**Challenge**
Go through the entries and transcribe each one exactly, dropping the pictures.

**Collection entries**
# # # #

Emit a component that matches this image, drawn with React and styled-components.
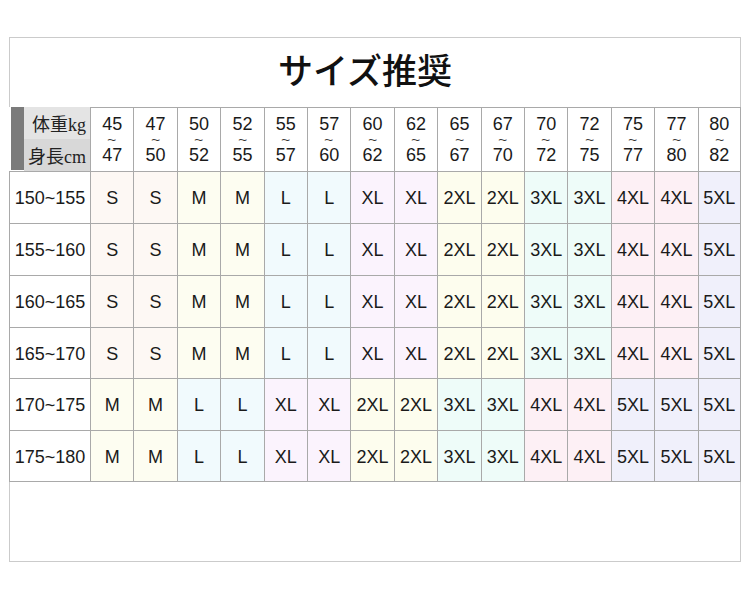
import React from 'react';
import styled, { createGlobalStyle } from 'styled-components';

const Global = createGlobalStyle`
  html, body { margin: 0; padding: 0; background: #fff; }
  body { font-family: "Liberation Sans", "Noto Sans CJK JP", sans-serif; color: #1a1a1a; }
`;

const SIZE_BG = {
  S: '#fdf8f4',
  M: '#fdfdf1',
  L: '#f1fafd',
  XL: '#fbf3fd',
  '2XL': '#fdfdee',
  '3XL': '#eefcf9',
  '4XL': '#fdf0f5',
  '5XL': '#f0f0fb',
};

const WEIGHTS = [
  [45, 47], [47, 50], [50, 52], [52, 55], [55, 57], [57, 60], [60, 62], [62, 65],
  [65, 67], [67, 70], [70, 72], [72, 75], [75, 77], [77, 80], [80, 82],
];

const SMALL = ['S', 'S', 'M', 'M', 'L', 'L', 'XL', 'XL', '2XL', '2XL', '3XL', '3XL', '4XL', '4XL', '5XL'];
const LARGE = ['M', 'M', 'L', 'L', 'XL', 'XL', '2XL', '2XL', '3XL', '3XL', '4XL', '4XL', '5XL', '5XL', '5XL'];

const ROWS = [
  { h: '150~155', sizes: SMALL },
  { h: '155~160', sizes: SMALL },
  { h: '160~165', sizes: SMALL },
  { h: '165~170', sizes: SMALL },
  { h: '170~175', sizes: LARGE },
  { h: '175~180', sizes: LARGE },
];

const Page = styled.div`
  width: 750px;
  height: 603px;
  padding: 37px 0 0 9px;
  box-sizing: border-box;
`;

const Frame = styled.div`
  width: 732px;
  height: 525px;
  box-sizing: border-box;
  border: 1px solid #cbcbcb;
  display: flex;
  flex-direction: column;
`;

const Title = styled.h1`
  margin: 0;
  height: 69px;
  display: flex;
  align-items: center;
  justify-content: center;
  padding: 0 20px 8px 0;
  box-sizing: border-box;
  font-family: "Noto Sans CJK JP", sans-serif;
  font-weight: 500;
  font-size: 35px;
  color: #111;
`;

const Table = styled.div`
  margin: 0 -1px;
  display: grid;
  grid-template-columns: 81px repeat(15, 1fr);
  grid-template-rows: 64px 52px 52px 52px 51px 52px 52px;
`;

const Cell = styled.div`
  box-sizing: border-box;
  border-left: 1px solid #a9a9a9;
  border-top: 1px solid #a9a9a9;
  border-right: ${p => (p.$last ? '1px solid #a9a9a9' : 'none')};
  border-bottom: ${p => (p.$bottom ? '1px solid #a9a9a9' : 'none')};
  background: ${p => p.$bg || '#fff'};
  display: flex;
  align-items: center;
  justify-content: center;
  font-size: 18px;
  padding-top: ${p => (p.$head ? '0' : '2px')};
`;

const LabelHead = styled.div`
  display: flex;
  padding-left: 2px;
  background: #fff;
`;

const DarkBar = styled.div`
  width: 13px;
  height: 63px;
  background: #7b7b7b;
`;

const LabelBox = styled.div`
  flex: 1;
  display: flex;
  flex-direction: column;
  font-family: "Liberation Serif", "Noto Sans CJK JP", serif;
  font-size: 18px;
  color: #222;
`;

const LabelHalf = styled.div`
  flex: 1;
  display: flex;
  align-items: center;
  justify-content: ${p => (p.$right ? 'flex-end' : 'flex-start')};
  padding: 0 4px;
  background: ${p => p.$bg};
`;

const Range = styled.div`
  display: flex;
  flex-direction: column;
  align-items: center;
`;

const Num = styled.span`
  display: block;
  font-size: 18px;
  line-height: 20px;
  height: 20px;
`;

const Tilde = styled.span`
  display: block;
  font-size: 9.5px;
  line-height: 11px;
  height: 11px;
  color: #333;
  font-weight: 700;
  transform: scaleX(1.6);
`;

export default function App() {
  return (
    <>
      <Global />
      <Page>
        <Frame>
          <Title>サイズ推奨</Title>
          <Table>
            <LabelHead>
              <DarkBar />
              <LabelBox>
                <LabelHalf $right $bg="#e4e4e4">体重kg</LabelHalf>
                <LabelHalf $bg="#d8d8d8">身長cm</LabelHalf>
              </LabelBox>
            </LabelHead>
            {WEIGHTS.map(([a, b], i) => (
              <Cell key={'w' + i} $head $last={i === WEIGHTS.length - 1}>
                <Range>
                  <Num>{a}</Num>
                  <Tilde>~</Tilde>
                  <Num>{b}</Num>
                </Range>
              </Cell>
            ))}
            {ROWS.map((row, r) => {
              const bottom = r === ROWS.length - 1;
              return (
                <React.Fragment key={row.h}>
                  <Cell $bottom={bottom}>{row.h}</Cell>
                  {row.sizes.map((s, i) => (
                    <Cell
                      key={i}
                      $bg={SIZE_BG[s]}
                      $bottom={bottom}
                      $last={i === row.sizes.length - 1}
                    >
                      {s}
                    </Cell>
                  ))}
                </React.Fragment>
              );
            })}
          </Table>
        </Frame>
      </Page>
    </>
  );
}
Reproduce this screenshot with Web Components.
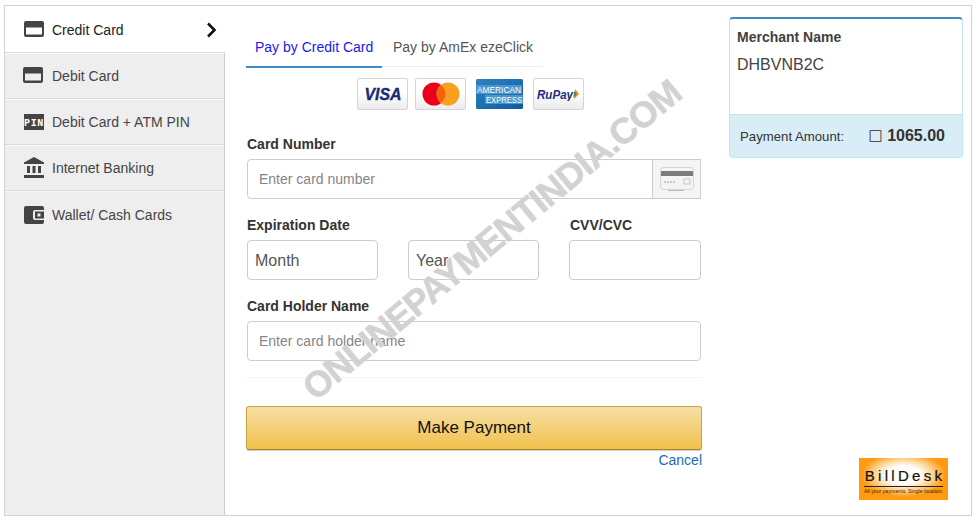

# # # #

**Response to the task**
Emit a component that matches this image, drawn with React and styled-components.
import React from 'react';
import styled, { createGlobalStyle } from 'styled-components';

const Global = createGlobalStyle`
  html, body { margin: 0; padding: 0; background: #fff; }
  body { font-family: "Liberation Sans", "Noto Sans CJK JP", sans-serif; color: #1a1a1a; }
`;

const SIZE_BG = {
  S: '#fdf8f4',
  M: '#fdfdf1',
  L: '#f1fafd',
  XL: '#fbf3fd',
  '2XL': '#fdfdee',
  '3XL': '#eefcf9',
  '4XL': '#fdf0f5',
  '5XL': '#f0f0fb',
};

const WEIGHTS = [
  [45, 47], [47, 50], [50, 52], [52, 55], [55, 57], [57, 60], [60, 62], [62, 65],
  [65, 67], [67, 70], [70, 72], [72, 75], [75, 77], [77, 80], [80, 82],
];

const SMALL = ['S', 'S', 'M', 'M', 'L', 'L', 'XL', 'XL', '2XL', '2XL', '3XL', '3XL', '4XL', '4XL', '5XL'];
const LARGE = ['M', 'M', 'L', 'L', 'XL', 'XL', '2XL', '2XL', '3XL', '3XL', '4XL', '4XL', '5XL', '5XL', '5XL'];

const ROWS = [
  { h: '150~155', sizes: SMALL },
  { h: '155~160', sizes: SMALL },
  { h: '160~165', sizes: SMALL },
  { h: '165~170', sizes: SMALL },
  { h: '170~175', sizes: LARGE },
  { h: '175~180', sizes: LARGE },
];

const Page = styled.div`
  width: 750px;
  height: 603px;
  padding: 37px 0 0 9px;
  box-sizing: border-box;
`;

const Frame = styled.div`
  width: 732px;
  height: 525px;
  box-sizing: border-box;
  border: 1px solid #cbcbcb;
  display: flex;
  flex-direction: column;
`;

const Title = styled.h1`
  margin: 0;
  height: 69px;
  display: flex;
  align-items: center;
  justify-content: center;
  padding: 0 20px 8px 0;
  box-sizing: border-box;
  font-family: "Noto Sans CJK JP", sans-serif;
  font-weight: 500;
  font-size: 35px;
  color: #111;
`;

const Table = styled.div`
  margin: 0 -1px;
  display: grid;
  grid-template-columns: 81px repeat(15, 1fr);
  grid-template-rows: 64px 52px 52px 52px 51px 52px 52px;
`;

const Cell = styled.div`
  box-sizing: border-box;
  border-left: 1px solid #a9a9a9;
  border-top: 1px solid #a9a9a9;
  border-right: ${p => (p.$last ? '1px solid #a9a9a9' : 'none')};
  border-bottom: ${p => (p.$bottom ? '1px solid #a9a9a9' : 'none')};
  background: ${p => p.$bg || '#fff'};
  display: flex;
  align-items: center;
  justify-content: center;
  font-size: 18px;
  padding-top: ${p => (p.$head ? '0' : '2px')};
`;

const LabelHead = styled.div`
  display: flex;
  padding-left: 2px;
  background: #fff;
`;

const DarkBar = styled.div`
  width: 13px;
  height: 63px;
  background: #7b7b7b;
`;

const LabelBox = styled.div`
  flex: 1;
  display: flex;
  flex-direction: column;
  font-family: "Liberation Serif", "Noto Sans CJK JP", serif;
  font-size: 18px;
  color: #222;
`;

const LabelHalf = styled.div`
  flex: 1;
  display: flex;
  align-items: center;
  justify-content: ${p => (p.$right ? 'flex-end' : 'flex-start')};
  padding: 0 4px;
  background: ${p => p.$bg};
`;

const Range = styled.div`
  display: flex;
  flex-direction: column;
  align-items: center;
`;

const Num = styled.span`
  display: block;
  font-size: 18px;
  line-height: 20px;
  height: 20px;
`;

const Tilde = styled.span`
  display: block;
  font-size: 9.5px;
  line-height: 11px;
  height: 11px;
  color: #333;
  font-weight: 700;
  transform: scaleX(1.6);
`;

export default function App() {
  return (
    <>
      <Global />
      <Page>
        <Frame>
          <Title>サイズ推奨</Title>
          <Table>
            <LabelHead>
              <DarkBar />
              <LabelBox>
                <LabelHalf $right $bg="#e4e4e4">体重kg</LabelHalf>
                <LabelHalf $bg="#d8d8d8">身長cm</LabelHalf>
              </LabelBox>
            </LabelHead>
            {WEIGHTS.map(([a, b], i) => (
              <Cell key={'w' + i} $head $last={i === WEIGHTS.length - 1}>
                <Range>
                  <Num>{a}</Num>
                  <Tilde>~</Tilde>
                  <Num>{b}</Num>
                </Range>
              </Cell>
            ))}
            {ROWS.map((row, r) => {
              const bottom = r === ROWS.length - 1;
              return (
                <React.Fragment key={row.h}>
                  <Cell $bottom={bottom}>{row.h}</Cell>
                  {row.sizes.map((s, i) => (
                    <Cell
                      key={i}
                      $bg={SIZE_BG[s]}
                      $bottom={bottom}
                      $last={i === row.sizes.length - 1}
                    >
                      {s}
                    </Cell>
                  ))}
                </React.Fragment>
              );
            })}
          </Table>
        </Frame>
      </Page>
    </>
  );
}
Reproduce this screenshot with Web Components.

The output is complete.